(Pages as source code)

------------------------

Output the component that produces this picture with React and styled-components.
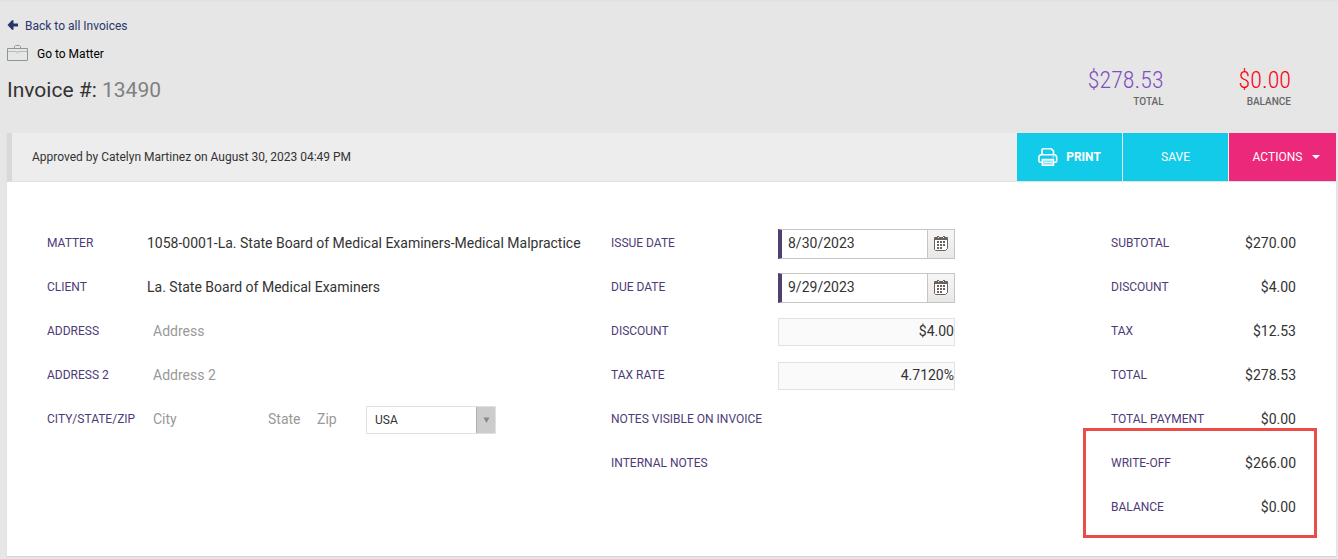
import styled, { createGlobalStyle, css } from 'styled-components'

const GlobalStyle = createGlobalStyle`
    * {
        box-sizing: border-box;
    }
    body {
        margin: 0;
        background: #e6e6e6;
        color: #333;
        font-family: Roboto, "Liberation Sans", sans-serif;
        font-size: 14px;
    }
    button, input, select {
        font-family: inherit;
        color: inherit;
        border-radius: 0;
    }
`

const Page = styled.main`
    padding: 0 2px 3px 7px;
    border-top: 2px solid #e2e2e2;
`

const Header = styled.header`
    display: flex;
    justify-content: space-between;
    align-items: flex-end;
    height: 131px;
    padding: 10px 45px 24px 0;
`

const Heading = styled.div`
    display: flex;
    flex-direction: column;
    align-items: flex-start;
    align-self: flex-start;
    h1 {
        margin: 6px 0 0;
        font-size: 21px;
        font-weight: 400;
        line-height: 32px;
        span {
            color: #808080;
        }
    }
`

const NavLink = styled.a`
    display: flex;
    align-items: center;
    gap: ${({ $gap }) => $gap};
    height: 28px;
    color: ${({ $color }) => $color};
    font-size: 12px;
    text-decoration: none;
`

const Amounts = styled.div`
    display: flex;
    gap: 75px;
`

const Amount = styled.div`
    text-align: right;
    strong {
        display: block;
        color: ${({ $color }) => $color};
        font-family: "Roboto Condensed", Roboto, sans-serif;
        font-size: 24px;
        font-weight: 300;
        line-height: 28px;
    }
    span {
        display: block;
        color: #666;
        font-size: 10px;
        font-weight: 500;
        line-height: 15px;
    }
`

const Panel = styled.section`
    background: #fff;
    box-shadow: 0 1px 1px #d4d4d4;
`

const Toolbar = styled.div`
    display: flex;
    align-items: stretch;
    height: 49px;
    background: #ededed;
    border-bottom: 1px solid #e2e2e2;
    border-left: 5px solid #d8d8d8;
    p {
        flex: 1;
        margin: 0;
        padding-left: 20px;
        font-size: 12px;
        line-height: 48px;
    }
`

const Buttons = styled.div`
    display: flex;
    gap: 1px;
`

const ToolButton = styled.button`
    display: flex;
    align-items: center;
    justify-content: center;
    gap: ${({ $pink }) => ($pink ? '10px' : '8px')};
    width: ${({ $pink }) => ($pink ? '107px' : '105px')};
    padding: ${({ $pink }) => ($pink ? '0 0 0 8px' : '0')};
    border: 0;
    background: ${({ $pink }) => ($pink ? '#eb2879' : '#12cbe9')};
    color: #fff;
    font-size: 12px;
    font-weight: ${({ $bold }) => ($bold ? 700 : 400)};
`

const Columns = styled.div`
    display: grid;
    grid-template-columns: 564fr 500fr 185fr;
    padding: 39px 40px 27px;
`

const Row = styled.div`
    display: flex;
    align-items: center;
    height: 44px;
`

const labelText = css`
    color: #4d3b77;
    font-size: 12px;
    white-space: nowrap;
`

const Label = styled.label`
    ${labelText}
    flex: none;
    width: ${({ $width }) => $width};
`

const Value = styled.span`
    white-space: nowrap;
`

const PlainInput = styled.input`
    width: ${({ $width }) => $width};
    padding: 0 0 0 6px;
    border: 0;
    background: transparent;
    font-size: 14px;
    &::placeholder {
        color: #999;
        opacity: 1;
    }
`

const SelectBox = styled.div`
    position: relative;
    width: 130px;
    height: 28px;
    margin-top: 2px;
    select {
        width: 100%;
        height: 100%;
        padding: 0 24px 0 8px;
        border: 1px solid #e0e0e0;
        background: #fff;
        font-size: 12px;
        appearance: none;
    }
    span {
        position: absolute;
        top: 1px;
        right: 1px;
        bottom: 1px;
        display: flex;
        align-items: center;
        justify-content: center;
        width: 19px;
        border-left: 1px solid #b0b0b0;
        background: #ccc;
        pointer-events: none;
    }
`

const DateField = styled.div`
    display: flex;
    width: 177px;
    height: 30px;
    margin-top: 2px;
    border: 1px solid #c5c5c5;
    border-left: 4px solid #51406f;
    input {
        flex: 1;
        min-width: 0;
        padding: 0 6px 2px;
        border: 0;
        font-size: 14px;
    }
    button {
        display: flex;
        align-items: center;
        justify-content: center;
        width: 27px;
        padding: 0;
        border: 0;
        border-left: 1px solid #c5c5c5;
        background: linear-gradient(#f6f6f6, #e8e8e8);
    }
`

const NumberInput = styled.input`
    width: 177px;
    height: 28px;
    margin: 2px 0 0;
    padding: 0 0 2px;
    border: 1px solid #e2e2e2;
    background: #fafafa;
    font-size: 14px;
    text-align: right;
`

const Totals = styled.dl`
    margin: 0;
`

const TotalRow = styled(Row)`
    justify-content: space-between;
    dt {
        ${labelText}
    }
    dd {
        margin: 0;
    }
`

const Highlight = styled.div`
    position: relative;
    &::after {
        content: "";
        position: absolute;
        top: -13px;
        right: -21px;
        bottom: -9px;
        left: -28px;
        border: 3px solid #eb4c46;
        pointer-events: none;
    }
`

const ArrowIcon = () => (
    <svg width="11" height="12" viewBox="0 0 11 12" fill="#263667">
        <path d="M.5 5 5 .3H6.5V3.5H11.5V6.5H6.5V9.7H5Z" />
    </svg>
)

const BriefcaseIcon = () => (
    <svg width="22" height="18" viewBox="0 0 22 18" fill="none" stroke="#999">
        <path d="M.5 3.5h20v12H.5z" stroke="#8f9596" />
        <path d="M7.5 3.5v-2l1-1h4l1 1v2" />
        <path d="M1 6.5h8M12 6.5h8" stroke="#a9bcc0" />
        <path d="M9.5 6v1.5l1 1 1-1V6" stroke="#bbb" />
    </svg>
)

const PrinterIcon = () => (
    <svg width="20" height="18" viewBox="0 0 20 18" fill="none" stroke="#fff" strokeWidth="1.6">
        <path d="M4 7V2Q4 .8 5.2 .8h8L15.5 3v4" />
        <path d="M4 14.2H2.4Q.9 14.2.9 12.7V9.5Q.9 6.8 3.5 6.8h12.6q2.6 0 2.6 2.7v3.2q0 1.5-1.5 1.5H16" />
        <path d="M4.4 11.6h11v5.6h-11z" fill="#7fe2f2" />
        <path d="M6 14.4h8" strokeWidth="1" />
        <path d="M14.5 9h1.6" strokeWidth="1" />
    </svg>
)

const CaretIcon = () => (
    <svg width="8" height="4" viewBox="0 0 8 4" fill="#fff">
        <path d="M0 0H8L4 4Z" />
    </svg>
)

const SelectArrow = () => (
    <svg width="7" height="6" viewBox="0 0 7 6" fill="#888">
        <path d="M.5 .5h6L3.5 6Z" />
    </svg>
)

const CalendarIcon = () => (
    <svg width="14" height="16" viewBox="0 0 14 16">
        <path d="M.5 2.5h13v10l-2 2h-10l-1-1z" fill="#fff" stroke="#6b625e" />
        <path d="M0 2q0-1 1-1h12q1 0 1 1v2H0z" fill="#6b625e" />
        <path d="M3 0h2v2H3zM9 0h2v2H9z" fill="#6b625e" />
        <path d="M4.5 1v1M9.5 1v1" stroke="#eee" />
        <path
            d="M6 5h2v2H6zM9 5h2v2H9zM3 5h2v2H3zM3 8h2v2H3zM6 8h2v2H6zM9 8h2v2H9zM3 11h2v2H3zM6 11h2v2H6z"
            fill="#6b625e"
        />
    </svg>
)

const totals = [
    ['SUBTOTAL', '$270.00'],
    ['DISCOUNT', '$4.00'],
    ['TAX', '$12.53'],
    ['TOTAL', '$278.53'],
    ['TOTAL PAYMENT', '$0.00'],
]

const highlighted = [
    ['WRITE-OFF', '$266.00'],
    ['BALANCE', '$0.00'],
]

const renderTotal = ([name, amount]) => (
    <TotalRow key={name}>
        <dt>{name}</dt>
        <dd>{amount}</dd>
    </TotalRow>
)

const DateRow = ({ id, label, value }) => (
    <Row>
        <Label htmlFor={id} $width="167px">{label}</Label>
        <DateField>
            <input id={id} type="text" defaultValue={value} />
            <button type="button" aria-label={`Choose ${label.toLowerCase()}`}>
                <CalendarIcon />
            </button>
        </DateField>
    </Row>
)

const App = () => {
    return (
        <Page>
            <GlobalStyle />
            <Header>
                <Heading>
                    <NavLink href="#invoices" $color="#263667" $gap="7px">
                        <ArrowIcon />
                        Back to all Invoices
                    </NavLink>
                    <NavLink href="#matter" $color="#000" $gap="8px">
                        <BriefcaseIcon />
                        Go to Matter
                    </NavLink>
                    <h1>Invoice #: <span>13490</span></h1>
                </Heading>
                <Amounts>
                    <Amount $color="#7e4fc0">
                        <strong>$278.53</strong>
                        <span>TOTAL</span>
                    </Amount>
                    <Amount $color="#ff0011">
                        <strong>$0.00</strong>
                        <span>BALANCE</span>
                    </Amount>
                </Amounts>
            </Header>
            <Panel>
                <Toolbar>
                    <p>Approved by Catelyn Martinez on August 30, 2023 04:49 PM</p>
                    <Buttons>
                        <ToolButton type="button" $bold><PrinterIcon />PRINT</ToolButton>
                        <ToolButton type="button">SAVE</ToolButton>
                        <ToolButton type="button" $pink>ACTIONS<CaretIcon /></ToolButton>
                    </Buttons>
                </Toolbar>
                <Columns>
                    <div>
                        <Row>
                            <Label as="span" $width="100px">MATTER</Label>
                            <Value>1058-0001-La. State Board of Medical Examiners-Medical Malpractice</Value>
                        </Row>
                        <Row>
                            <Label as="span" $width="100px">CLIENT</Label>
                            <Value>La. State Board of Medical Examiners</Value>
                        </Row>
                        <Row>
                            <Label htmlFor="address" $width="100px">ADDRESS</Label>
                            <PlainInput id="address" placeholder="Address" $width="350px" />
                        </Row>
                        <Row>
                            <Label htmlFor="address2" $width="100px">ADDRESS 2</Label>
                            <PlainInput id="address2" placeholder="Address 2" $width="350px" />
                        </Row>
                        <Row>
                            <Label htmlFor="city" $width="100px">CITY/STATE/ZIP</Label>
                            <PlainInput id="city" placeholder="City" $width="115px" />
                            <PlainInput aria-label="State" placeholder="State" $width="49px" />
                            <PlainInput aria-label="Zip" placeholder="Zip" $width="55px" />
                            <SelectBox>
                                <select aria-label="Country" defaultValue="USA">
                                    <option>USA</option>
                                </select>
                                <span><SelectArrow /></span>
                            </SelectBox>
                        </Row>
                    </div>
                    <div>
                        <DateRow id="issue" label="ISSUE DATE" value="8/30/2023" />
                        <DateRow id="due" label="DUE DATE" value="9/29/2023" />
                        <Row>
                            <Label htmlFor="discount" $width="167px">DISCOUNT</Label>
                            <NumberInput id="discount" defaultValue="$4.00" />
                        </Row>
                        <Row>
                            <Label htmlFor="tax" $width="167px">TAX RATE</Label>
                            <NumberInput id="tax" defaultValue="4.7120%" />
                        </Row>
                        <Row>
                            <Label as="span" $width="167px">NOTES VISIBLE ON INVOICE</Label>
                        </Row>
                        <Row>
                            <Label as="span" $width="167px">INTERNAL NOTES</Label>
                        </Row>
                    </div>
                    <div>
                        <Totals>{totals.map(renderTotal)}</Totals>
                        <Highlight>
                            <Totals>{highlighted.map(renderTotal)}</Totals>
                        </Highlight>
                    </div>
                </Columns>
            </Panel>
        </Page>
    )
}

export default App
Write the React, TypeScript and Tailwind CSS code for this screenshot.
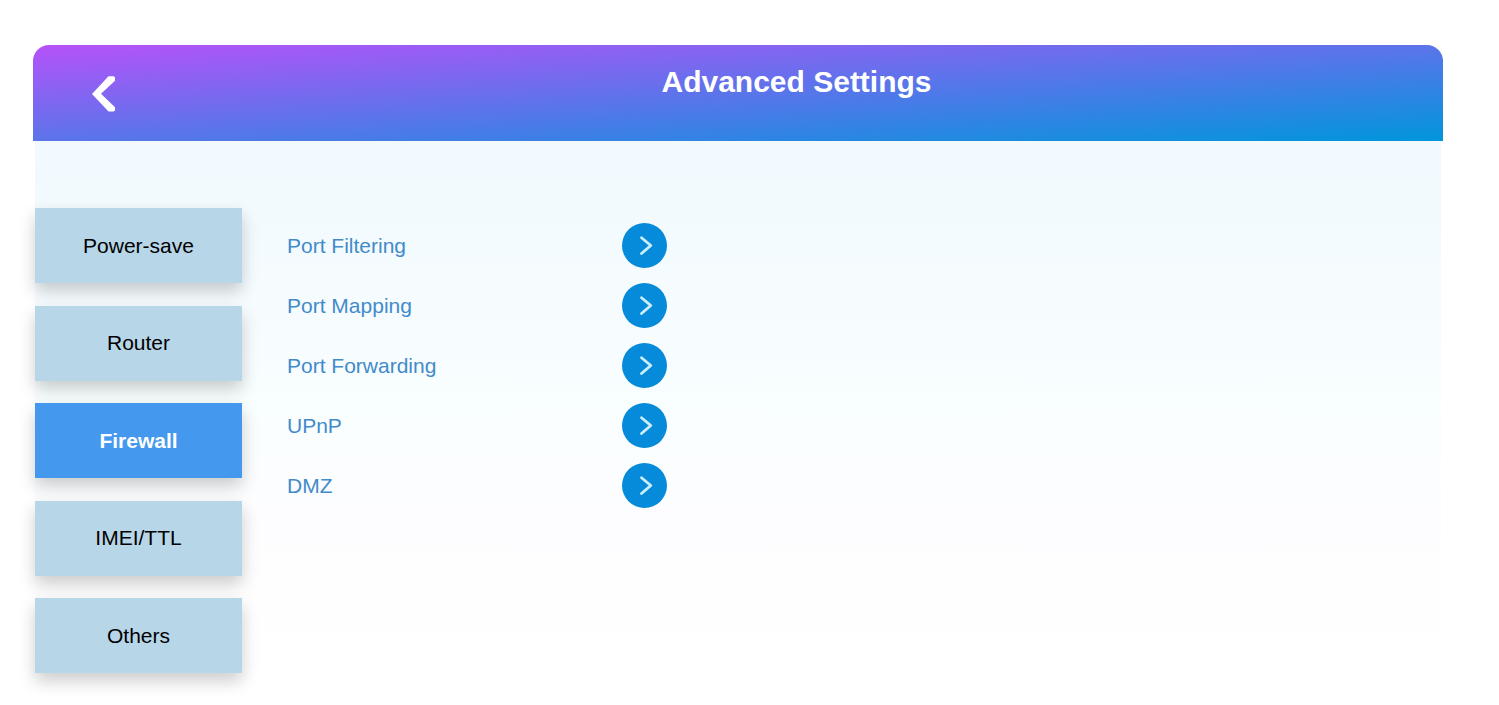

------------------------

What you are asked to do
Looking at the records above, work out how many lines include the string "components". Give the number and nothing else.

Right answer
2